The blockchain industry’s impact on the energy sector has been a major source of controversy over the past five years. Governments and environmental protection advocates have routinely expressed concerns about the amount of energy required to keep the Bitcoin network secure. Data shows the network’s energy consumption now rivals the yearly energy consumed by some small countries.
Historical Bitcoin network power demand. Source: CCAF
While much of the debate has centered around the negative environmental impacts of Bitcoin (BTC) mining, the drive to maximize earnings from mining and integrate blockchain technology with the energy grid has also introduced new developments that have the potential to be beneficial in the long term.
Here’s a look at several developments that have arisen out of the demand for energy to operate blockchain networks and the positive effects cryptocurrency mining is having on the energy industry.
Recapturing wasted energy
One of the fastest-growing segments of the cryptocurrency mining industry is the monetization of historically wasted sources of energy such as natural gas that is flared at oil drilling facilities.
Discovering natural gas pockets is a common part of the oil drilling industry, and up until recently, this gas was typically burned in a process called “flaring” because the infrastructure needed for its collection was non-existent or there had not been sufficient demand for LNG.
As the value of Bitcoin rose over time, the search for inexpensive energy sources led to the installation of shipping containers filled with mining equipment at drilling sites that can utilize the energy generated from flaring to mine BTC.
While the process still results in carbon dioxide emissions, income is generated during the process and these funds could be redirected toward mitigating environmental concerns.
Most recently, several companies have been exploring the integration of mining via flared gas in the Middle East, which accounted for over 38% of the global flaring in 2020 and presented one of the biggest opportunities to turn wasted energy into value.
Blockchain technology can make energy generation more efficient
A second side-benefit of the push to maximize crypto mining profits is improvements to the energy infrastructure and an increased focus on developing sustainable forms of energy generation.
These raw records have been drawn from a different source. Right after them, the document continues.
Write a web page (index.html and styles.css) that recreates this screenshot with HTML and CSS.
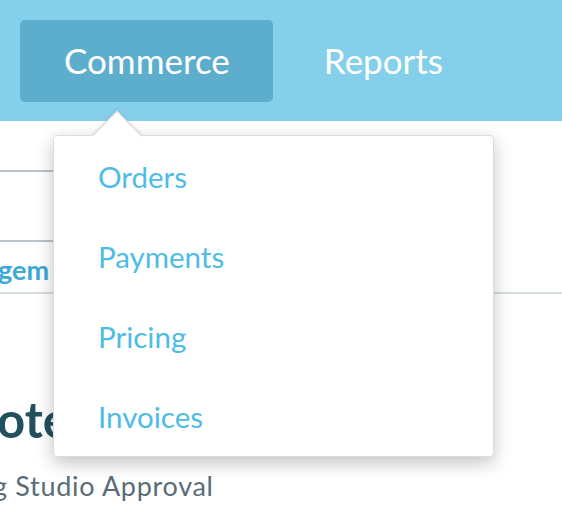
FILE: index.html
```html
<!DOCTYPE html>
<html>
<head>
<meta charset="utf-8">
<link rel="stylesheet" href="styles.css">
</head>
<body>
<header class="topbar">
  <nav class="nav">
    <a class="nav-item active">Commerce</a>
    <a class="nav-item">Reports</a>
  </nav>
</header>
<main class="page">
  <div class="toolbar"></div>
  <div class="tabs"><span class="tab">gem</span></div>
  <h1 class="title">ote</h1>
  <p class="subtitle">g Studio Approval</p>
</main>
<div class="dropdown">
  <a class="menu-item">Orders</a>
  <a class="menu-item">Payments</a>
  <a class="menu-item">Pricing</a>
  <a class="menu-item">Invoices</a>
</div>
</body>
</html>
```
FILE: styles.css
```css
* { box-sizing: border-box; }
body {
  margin: 0;
  font-family: Lato, "Open Sans", sans-serif;
  background: #fff;
  overflow: hidden;
}
.topbar {
  height: 121px;
  background: #84d0eb;
  padding: 20px 0 0 20px;
}
.nav {
  display: flex;
  gap: 7px;
}
.nav-item {
  display: block;
  height: 82px;
  line-height: 80px;
  padding: 0 43px 0 44px;
  font-size: 35px;
  color: #fff;
  border-radius: 5px;
}
.nav-item.active {
  background: #5daecc;
}
.page {
  padding-top: 49px;
}
.toolbar {
  width: 300px;
  height: 72px;
  border-top: 2px solid #b9c3c8;
  border-bottom: 2px solid #b9c3c8;
}
.tabs {
  height: 52px;
  border-bottom: 2px solid #d6dde0;
  padding-top: 12px;
}
.tab {
  display: block;
  font-size: 27px;
  font-weight: 700;
  color: #3aa8d8;
  line-height: 32px;
  text-indent: -2px;
}
.title {
  margin: 97px 0 0;
  font-size: 49px;
  font-weight: 700;
  color: #23505f;
  line-height: 56px;
  text-indent: -3px;
}
.subtitle {
  margin: 24px 0 0;
  font-size: 27px;
  letter-spacing: 0.7px;
  color: #596c77;
  line-height: 30px;
  text-indent: -7px;
}
.dropdown {
  position: absolute;
  left: 53px;
  top: 135px;
  width: 441px;
  height: 322px;
  background: #fff;
  border: 1px solid #dcdcdc;
  border-radius: 4px;
  box-shadow: 0 6px 18px rgba(0, 0, 0, 0.24);
  padding-top: 1px;
  padding-left: 44px;
}
.dropdown::before {
  content: "";
  position: absolute;
  left: 45px;
  top: -18px;
  width: 35px;
  height: 35px;
  background: #fff;
  border-top: 1px solid #d4d4d4;
  border-left: 1px solid #d4d4d4;
  transform: rotate(45deg);
  box-shadow: -2px -2px 3px rgba(0, 0, 0, 0.05);
}
.menu-item {
  position: relative;
  display: block;
  height: 80px;
  line-height: 80px;
  font-size: 29.5px;
  color: #4dbde6;
}
```
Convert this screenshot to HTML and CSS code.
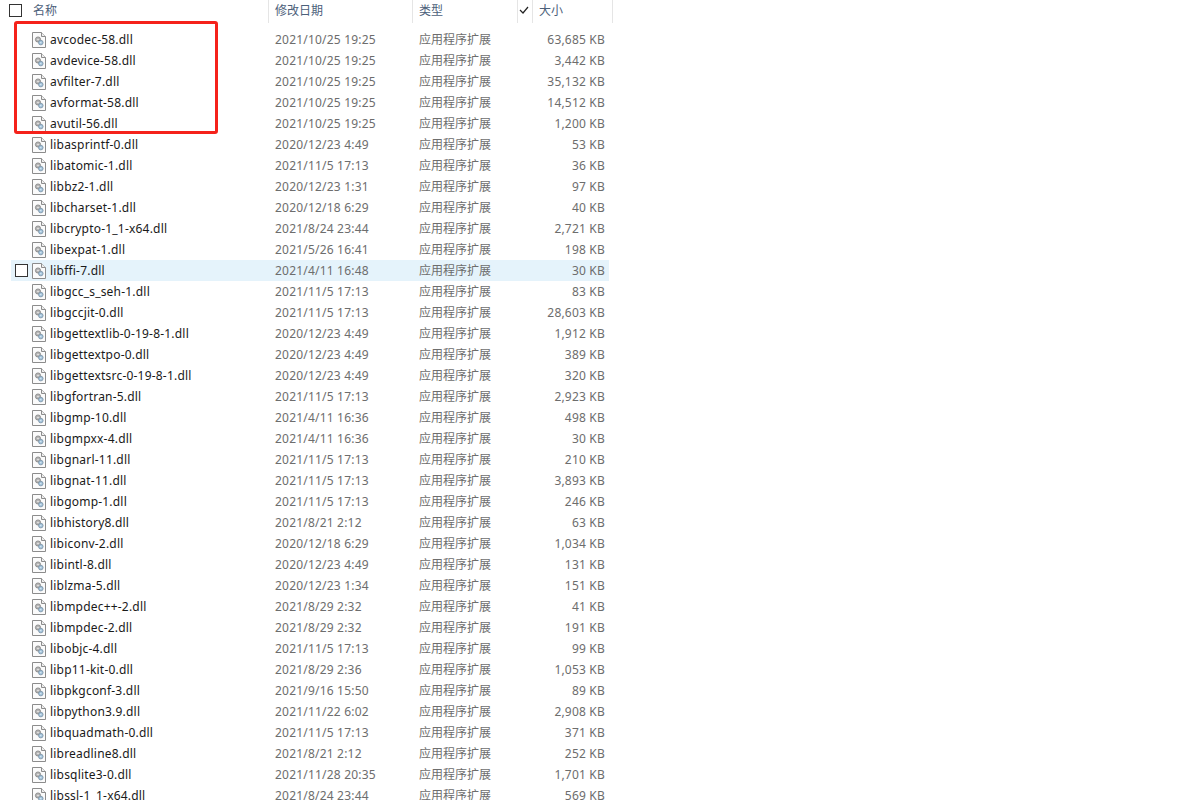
FILE: index.html
```html
<!DOCTYPE html>
<html lang="zh-CN">
<head>
  <meta charset="UTF-8">
  <title>bin</title>
  <link rel="stylesheet" href="styles.css">
</head>
<body>

<svg class="defs" width="0" height="0">
  <symbol id="dll" viewBox="0 0 14 16">
    <path d="M.5.5h9l4 4v11H.5z" fill="#fbfbfb" stroke="#8c8c8c"/>
    <path d="M9.5.5v4h4" fill="#eee" stroke="#8c8c8c"/>
    <circle cx="6" cy="7.5" r="2.6" fill="#b4b4b4" stroke="#828282" stroke-width=".8"/>
    <circle cx="8.8" cy="10.6" r="2.3" fill="#a3c4dc" stroke="#7a8fa2" stroke-width=".8"/>
    <circle cx="6" cy="7.5" r=".8" fill="#eee"/>
    <circle cx="8.8" cy="10.6" r=".7" fill="#e8f1f7"/>
  </symbol>
</svg>

<div class="header">
  <div class="th th-name"><span class="check head-check"></span>名称</div>
  <div class="th th-date">修改日期</div>
  <div class="th th-type">类型</div>
  <div class="th th-tick">
    <svg width="10" height="8" viewBox="0 0 10 8"><path d="M1 4l3 3 5-6" fill="none" stroke="#222" stroke-width="1.2"/></svg>
  </div>
  <div class="th th-size">大小</div>
</div>

<div class="list">
  <div class="row"><svg class="icon"><use href="#dll"/></svg><span class="name">avcodec-58.dll</span><span class="date">2021/10/25 19:25</span><span class="type">应用程序扩展</span><span class="size">63,685 KB</span></div>
  <div class="row"><svg class="icon"><use href="#dll"/></svg><span class="name">avdevice-58.dll</span><span class="date">2021/10/25 19:25</span><span class="type">应用程序扩展</span><span class="size">3,442 KB</span></div>
  <div class="row"><svg class="icon"><use href="#dll"/></svg><span class="name">avfilter-7.dll</span><span class="date">2021/10/25 19:25</span><span class="type">应用程序扩展</span><span class="size">35,132 KB</span></div>
  <div class="row"><svg class="icon"><use href="#dll"/></svg><span class="name">avformat-58.dll</span><span class="date">2021/10/25 19:25</span><span class="type">应用程序扩展</span><span class="size">14,512 KB</span></div>
  <div class="row"><svg class="icon"><use href="#dll"/></svg><span class="name">avutil-56.dll</span><span class="date">2021/10/25 19:25</span><span class="type">应用程序扩展</span><span class="size">1,200 KB</span></div>
  <div class="row"><svg class="icon"><use href="#dll"/></svg><span class="name">libasprintf-0.dll</span><span class="date">2020/12/23 4:49</span><span class="type">应用程序扩展</span><span class="size">53 KB</span></div>
  <div class="row"><svg class="icon"><use href="#dll"/></svg><span class="name">libatomic-1.dll</span><span class="date">2021/11/5 17:13</span><span class="type">应用程序扩展</span><span class="size">36 KB</span></div>
  <div class="row"><svg class="icon"><use href="#dll"/></svg><span class="name">libbz2-1.dll</span><span class="date">2020/12/23 1:31</span><span class="type">应用程序扩展</span><span class="size">97 KB</span></div>
  <div class="row"><svg class="icon"><use href="#dll"/></svg><span class="name">libcharset-1.dll</span><span class="date">2020/12/18 6:29</span><span class="type">应用程序扩展</span><span class="size">40 KB</span></div>
  <div class="row"><svg class="icon"><use href="#dll"/></svg><span class="name">libcrypto-1_1-x64.dll</span><span class="date">2021/8/24 23:44</span><span class="type">应用程序扩展</span><span class="size">2,721 KB</span></div>
  <div class="row"><svg class="icon"><use href="#dll"/></svg><span class="name">libexpat-1.dll</span><span class="date">2021/5/26 16:41</span><span class="type">应用程序扩展</span><span class="size">198 KB</span></div>
  <div class="row hover"><span class="check row-check"></span><svg class="icon"><use href="#dll"/></svg><span class="name">libffi-7.dll</span><span class="date">2021/4/11 16:48</span><span class="type">应用程序扩展</span><span class="size">30 KB</span></div>
  <div class="row"><svg class="icon"><use href="#dll"/></svg><span class="name">libgcc_s_seh-1.dll</span><span class="date">2021/11/5 17:13</span><span class="type">应用程序扩展</span><span class="size">83 KB</span></div>
  <div class="row"><svg class="icon"><use href="#dll"/></svg><span class="name">libgccjit-0.dll</span><span class="date">2021/11/5 17:13</span><span class="type">应用程序扩展</span><span class="size">28,603 KB</span></div>
  <div class="row"><svg class="icon"><use href="#dll"/></svg><span class="name">libgettextlib-0-19-8-1.dll</span><span class="date">2020/12/23 4:49</span><span class="type">应用程序扩展</span><span class="size">1,912 KB</span></div>
  <div class="row"><svg class="icon"><use href="#dll"/></svg><span class="name">libgettextpo-0.dll</span><span class="date">2020/12/23 4:49</span><span class="type">应用程序扩展</span><span class="size">389 KB</span></div>
  <div class="row"><svg class="icon"><use href="#dll"/></svg><span class="name">libgettextsrc-0-19-8-1.dll</span><span class="date">2020/12/23 4:49</span><span class="type">应用程序扩展</span><span class="size">320 KB</span></div>
  <div class="row"><svg class="icon"><use href="#dll"/></svg><span class="name">libgfortran-5.dll</span><span class="date">2021/11/5 17:13</span><span class="type">应用程序扩展</span><span class="size">2,923 KB</span></div>
  <div class="row"><svg class="icon"><use href="#dll"/></svg><span class="name">libgmp-10.dll</span><span class="date">2021/4/11 16:36</span><span class="type">应用程序扩展</span><span class="size">498 KB</span></div>
  <div class="row"><svg class="icon"><use href="#dll"/></svg><span class="name">libgmpxx-4.dll</span><span class="date">2021/4/11 16:36</span><span class="type">应用程序扩展</span><span class="size">30 KB</span></div>
  <div class="row"><svg class="icon"><use href="#dll"/></svg><span class="name">libgnarl-11.dll</span><span class="date">2021/11/5 17:13</span><span class="type">应用程序扩展</span><span class="size">210 KB</span></div>
  <div class="row"><svg class="icon"><use href="#dll"/></svg><span class="name">libgnat-11.dll</span><span class="date">2021/11/5 17:13</span><span class="type">应用程序扩展</span><span class="size">3,893 KB</span></div>
  <div class="row"><svg class="icon"><use href="#dll"/></svg><span class="name">libgomp-1.dll</span><span class="date">2021/11/5 17:13</span><span class="type">应用程序扩展</span><span class="size">246 KB</span></div>
  <div class="row"><svg class="icon"><use href="#dll"/></svg><span class="name">libhistory8.dll</span><span class="date">2021/8/21 2:12</span><span class="type">应用程序扩展</span><span class="size">63 KB</span></div>
  <div class="row"><svg class="icon"><use href="#dll"/></svg><span class="name">libiconv-2.dll</span><span class="date">2020/12/18 6:29</span><span class="type">应用程序扩展</span><span class="size">1,034 KB</span></div>
  <div class="row"><svg class="icon"><use href="#dll"/></svg><span class="name">libintl-8.dll</span><span class="date">2020/12/23 4:49</span><span class="type">应用程序扩展</span><span class="size">131 KB</span></div>
  <div class="row"><svg class="icon"><use href="#dll"/></svg><span class="name">liblzma-5.dll</span><span class="date">2020/12/23 1:34</span><span class="type">应用程序扩展</span><span class="size">151 KB</span></div>
  <div class="row"><svg class="icon"><use href="#dll"/></svg><span class="name">libmpdec++-2.dll</span><span class="date">2021/8/29 2:32</span><span class="type">应用程序扩展</span><span class="size">41 KB</span></div>
  <div class="row"><svg class="icon"><use href="#dll"/></svg><span class="name">libmpdec-2.dll</span><span class="date">2021/8/29 2:32</span><span class="type">应用程序扩展</span><span class="size">191 KB</span></div>
  <div class="row"><svg class="icon"><use href="#dll"/></svg><span class="name">libobjc-4.dll</span><span class="date">2021/11/5 17:13</span><span class="type">应用程序扩展</span><span class="size">99 KB</span></div>
  <div class="row"><svg class="icon"><use href="#dll"/></svg><span class="name">libp11-kit-0.dll</span><span class="date">2021/8/29 2:36</span><span class="type">应用程序扩展</span><span class="size">1,053 KB</span></div>
  <div class="row"><svg class="icon"><use href="#dll"/></svg><span class="name">libpkgconf-3.dll</span><span class="date">2021/9/16 15:50</span><span class="type">应用程序扩展</span><span class="size">89 KB</span></div>
  <div class="row"><svg class="icon"><use href="#dll"/></svg><span class="name">libpython3.9.dll</span><span class="date">2021/11/22 6:02</span><span class="type">应用程序扩展</span><span class="size">2,908 KB</span></div>
  <div class="row"><svg class="icon"><use href="#dll"/></svg><span class="name">libquadmath-0.dll</span><span class="date">2021/11/5 17:13</span><span class="type">应用程序扩展</span><span class="size">371 KB</span></div>
  <div class="row"><svg class="icon"><use href="#dll"/></svg><span class="name">libreadline8.dll</span><span class="date">2021/8/21 2:12</span><span class="type">应用程序扩展</span><span class="size">252 KB</span></div>
  <div class="row"><svg class="icon"><use href="#dll"/></svg><span class="name">libsqlite3-0.dll</span><span class="date">2021/11/28 20:35</span><span class="type">应用程序扩展</span><span class="size">1,701 KB</span></div>
  <div class="row"><svg class="icon"><use href="#dll"/></svg><span class="name">libssl-1_1-x64.dll</span><span class="date">2021/8/24 23:44</span><span class="type">应用程序扩展</span><span class="size">569 KB</span></div>
</div>

<div class="redbox"></div>

</body>
</html>
```

FILE: styles.css
```css
html, body {
  height: 800px;
  overflow: hidden;
}
body {
  margin: 0;
  position: relative;
  background: #fff;
  font-family: 'Noto Sans', 'Noto Sans CJK SC', sans-serif;
  font-size: 12px;
  color: #6d6d6d;
}
.defs {
  position: absolute;
}
.header {
  display: flex;
  height: 23px;
  margin-bottom: 6px;
  color: #4c607a;
}
.th {
  display: flex;
  align-items: center;
  height: 23px;
  box-sizing: border-box;
  border-right: 1px solid #e5e5e5;
  padding-bottom: 3px;
}
.th-name {
  width: 269px;
  padding-left: 9px;
}
.th-date {
  width: 144px;
  padding-left: 6px;
}
.th-type {
  width: 105px;
  padding-left: 6px;
}
.th-tick {
  width: 15px;
  padding-left: 1px;
}
.th-size {
  width: 80px;
  padding-left: 6px;
}
.check {
  display: block;
  box-sizing: border-box;
  width: 13px;
  height: 13px;
  border: 1px solid #333;
  background: #fff;
}
.head-check {
  margin-right: 11px;
}
.list {
  margin-left: 11px;
  width: 598px;
}
.row {
  position: relative;
  display: flex;
  align-items: center;
  height: 21px;
  padding-left: 21px;
  box-sizing: border-box;
}
.row.hover {
  background: #e5f3fb;
}
.row-check {
  position: absolute;
  left: 4px;
  top: 4px;
}
.icon {
  flex: none;
  width: 14px;
  height: 16px;
  margin-right: 4px;
}
.name {
  width: 225px;
  flex: none;
  color: #1a1a1a;
  white-space: nowrap;
  letter-spacing: .2px;
}
.date {
  width: 144px;
  flex: none;
  letter-spacing: .2px;
}
.type {
  width: 100px;
  flex: none;
  padding-bottom: 2px;
}
.size {
  width: 86px;
  flex: none;
  text-align: right;
  letter-spacing: .2px;
}
.redbox {
  position: absolute;
  left: 14px;
  top: 21px;
  width: 204px;
  height: 113px;
  box-sizing: border-box;
  border: 3px solid #f5221b;
  border-radius: 3px;
}
```
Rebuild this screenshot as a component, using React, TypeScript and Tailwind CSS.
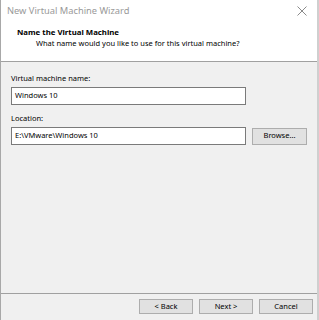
import React from 'react'

export default function App() {
  return (
    <div className="w-[319px] h-[320px] bg-[#cfcfcf] overflow-hidden flex" style={{ fontFamily: '"Noto Sans", "Open Sans", sans-serif' }}>
      <div className="w-[317px] h-full bg-white border-l border-[#a8a8a8] flex flex-col">
        {/* title bar */}
        <div className="h-[23px] flex items-center justify-between pl-[6px] pr-[9px] text-[#999999] text-[9.3px]">
          <span className="-mt-[1px]">New Virtual Machine Wizard</span>
          <svg width="10" height="10" viewBox="0 0 10 10" className="mr-[1px] -mt-[1px]">
            <path d="M0.5 0.5 L9.5 9.5 M9.5 0.5 L0.5 9.5" stroke="#8a8a8a" strokeWidth="1" />
          </svg>
        </div>

        {/* header */}
        <div className="h-[38px] pl-[16px] pt-[4px] text-[7.5px] text-black leading-[11px]">
          <div className="font-bold text-[7.8px]">Name the Virtual Machine</div>
          <div className="pl-[19px]">What name would you like to use for this virtual machine?</div>
        </div>
        <div className="border-t border-[#a0a0a0]" />

        {/* body */}
        <div className="flex-1 bg-[#f0f0f0] px-[10px] pt-[11px] text-[7.5px] text-black">
          <div className="leading-[10px] mb-[4px]">Virtual machine name:</div>
          <div className="w-[235px] h-[18px] bg-white border border-[#7a7a7a] flex items-center px-[3px]">
            Windows 10
          </div>
          <div className="leading-[10px] mt-[8px] mb-[4px]">Location:</div>
          <div className="flex items-center gap-[6px]">
            <div className="w-[235px] h-[18px] bg-white border border-[#7a7a7a] flex items-center px-[3px]">
              E:\VMware\Windows 10
            </div>
            <div className="w-[55px] h-[17px] bg-[#e1e1e1] border border-[#adadad] flex items-center justify-center">
              Browse...
            </div>
          </div>
        </div>

        {/* footer */}
        <div className="border-t border-[#a0a0a0]" />
        <div className="h-[26px] bg-[#f0f0f0] flex justify-end gap-[6px] pr-[4px] pt-[5px] text-[7.5px] text-black">
          <div className="w-[54px] h-[15px] bg-[#e1e1e1] border border-[#adadad] flex items-center justify-center">&lt; Back</div>
          <div className="w-[54px] h-[15px] bg-[#e1e1e1] border border-[#adadad] flex items-center justify-center">Next &gt;</div>
          <div className="w-[54px] h-[15px] bg-[#e1e1e1] border border-[#adadad] flex items-center justify-center">Cancel</div>
        </div>
      </div>
    </div>
  )
}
Studies by the Bitcoin Mining Council have shown that there has been a noticeable increase in the amount of energy derived from sustainable sources, as opposed to sources like oil and coal.
Less developed countries like Kenya and El Salvador have also been able to benefit from improvements in energy generation from sustainable sources like geothermal power plants, which have given their economies an additional source of income.
Whether it’s the utilization of excess power generated by hydroelectric power plants or an increase in the use of wind and solar power, crypto mining is providing a financial incentive to help further optimization of energy efficiency and generation.
Related: Marathon Digital moves Montana BTC mine to pursue carbon neutrality
Smart grid technology
Another energy-related blockchain development is the formation of blockchain-based smart grids that aim to improve energy distribution on a large scale.
Inefficiencies in electricity distribution have largely been traced to the retail level, where smaller firms who own very little of the electrical grid infrastructure mainly provide simple services such as billing and monitoring meter usage.
These types of services can easily be handled by blockchain technology and Internet-of-Things- (IoT)-devices that help consumers bypass retailers and connect directly with wholesale distributors, potentially reducing electricity bills by up to 40%.
Connecting consumers with a smart grid also allows them to shop around with different providers to obtain the best rates possible. This could help to level the playing field in an industry that has historically been dominated by one local energy company.
Projects like Grid+ and Energy Web Token are helping to lead the way in this field as the old grid design of physical substations and monitoring equipment is replaced with a network of distributed energy resources (DERs) that include battery energy storage systems, solar arrays and natural gas generators.
While the sector is still in a nascent phase, it’s a trend worth keeping an eye on because, in the coming years, blockchain technology is bound to be further integrated into the energy sector.